A critical role is to offer a platform for secondary market trades. NSE provides trading in four different segments- Wholesale Debt Market, Capital Market, Futures and Options and Currency Derivatives Segment.

Wholesale Debt Market (WDM) Segment

This segment commenced its operations in June 1994. It provides the trading platform for wide range of debt securities, which includes State and Central Government securities, T-Bills, PSU Bonds, Corporate debentures, Commercial Papers, Certificate of Deposits etc.

Capital Market (CM) Segment

This segment commenced its operations in November 1995. It offers a fully automated screen based trading system, known as the National Exchange for Automated Trading (NEAT) system. Various types of securities e.g. equity shares, warrants, debentures etc. are traded on this system.

Futures & Options (F&O) Segment

This segment provides trading in derivatives instruments like index futures, index options, stock options, and stock futures, and commenced its operations at NSE in June 2000.

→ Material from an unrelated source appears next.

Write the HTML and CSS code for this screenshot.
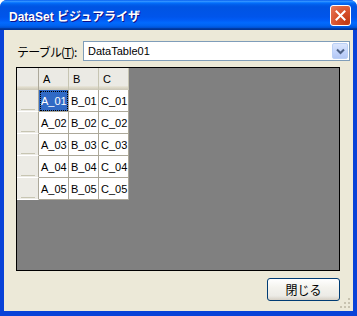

Currency Derivatives Segment (CDS) Segment

This segment commenced its operations on August 29, 2008, with the launch of currency futures trading in US Dollar-Indian Rupee (USD- INR). ‘Interest rate futures’ was another product made available for trading on this segment with effect from August 31, 2009.


There are no entry/exit barriers to the membership of any stock exchange. Anybody can become a member by complying with the prescribed eligibility criteria and exit by surrendering membership without any hidden cost.

The members are admitted to different segments of the Exchange subject to the provisions of the Securities Contracts (Regulation) Act, 1956, the SEBI Act, 1992, the rules, circulars, notifications, guidelines, etc. issued hereunder and the byelaws, rules and regulations of the Exchange. Members can trade on stock exchanges on behalf of their clients.